0xDECAFBAD: XML-RPC, a mini case study

Interesting contrast to the effbot's.

It's good to see reasoned assessments of these technologies in the field. Discussions about SOAP|REST|XML-RPC tend to degenerate.

Paul Prescod goes into the limitations of XML-RPC in more detail in response to this study. After my experience using XML-RPC my thoughts are as follows:

  • XML-RPC is tied to HTTP. This more than anything else, makes it architecturally distinct from SOAP.

  • A lazy way to send lists and dictionaries around. This is ok if you own both endpoints or just need to send list and dictionaries. If you don't, or have more complex data structures, you might want to look elsewhere.

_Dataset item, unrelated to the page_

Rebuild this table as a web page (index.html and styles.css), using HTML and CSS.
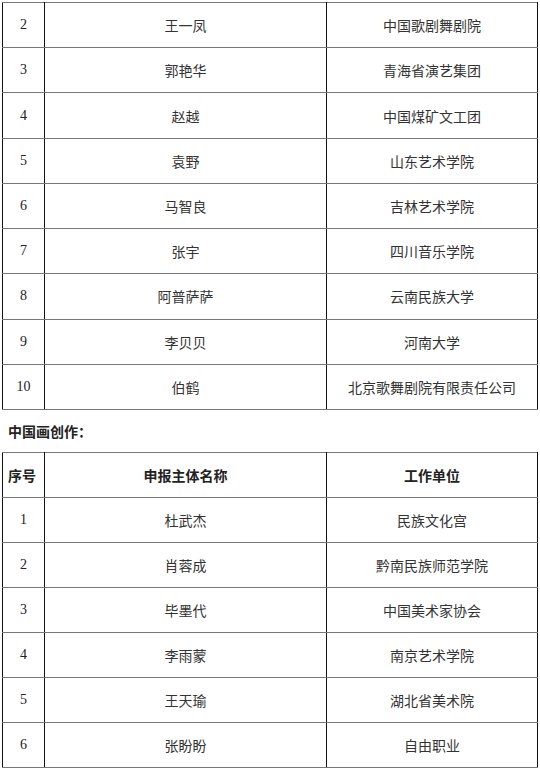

  • Very quick to setup. SOAP toolkits do not come close. In Propylon we've used XML-RPC in the past to quickly hook up two machines that were part of a messaging system. And I do mean quickly- it took a few hours to get a Python endpoint pushing XML messages from a BizTalk framework into J2EE. I suspect this is the key appeal of XML-RPC. If your data is a dictionary say, it's probably quicker to install XML-RPC that use HTTP POST and write serializers for that dictionary structure.

  • No Unicode. IMO this is the second most brain damaged aspect of XML-RPC. But since character encoding is such an alround pita, it's understandable to see a drop-down to ASCII, if not really forgivable. At least with a Unicode base you have a fighting chance of getting in and of Latin-1; with an ASCII baseline you're stuffed.

  • Extensibility, which Paul takes issue with, wasn't really a problem for me. You only have to read the spec to see that's not what is was designed for. In other words don't use XML-RPC for communications whose form you think is unstable or liable to change over time.

  • XML payloads might end up being base 64'd (if you're not sending the specified structures around). This is most brain damaged aspect of XML-RPC. I imagine this was done to avoid problems with namespaces or because no-one thought about using XML-RPC to send documents around, but it could have be solved by using Java style packagespace names for the XML-RPC elements and a looser spec. Note that SOAP has to deal with this problem with namespaces too as does any XML envelope format. The answer of course is to use a MIME carrier format as SwA, BEEP, SMTP or HTTP does - of course then maybe you're wondering (like me) what you needed an XML envelope format architected on namespaces for in the first place.

Overall I'd say XML-RPC has the properties of something like a neat Perl hack. It's good for small quick things and prototyping, but not something you'd extend or manage, or use where requirements are unstable. But if you're weren't sure about which way to go the web services kerfuffle, and the above points don't affect you XML-RPC is a good fence to sit on.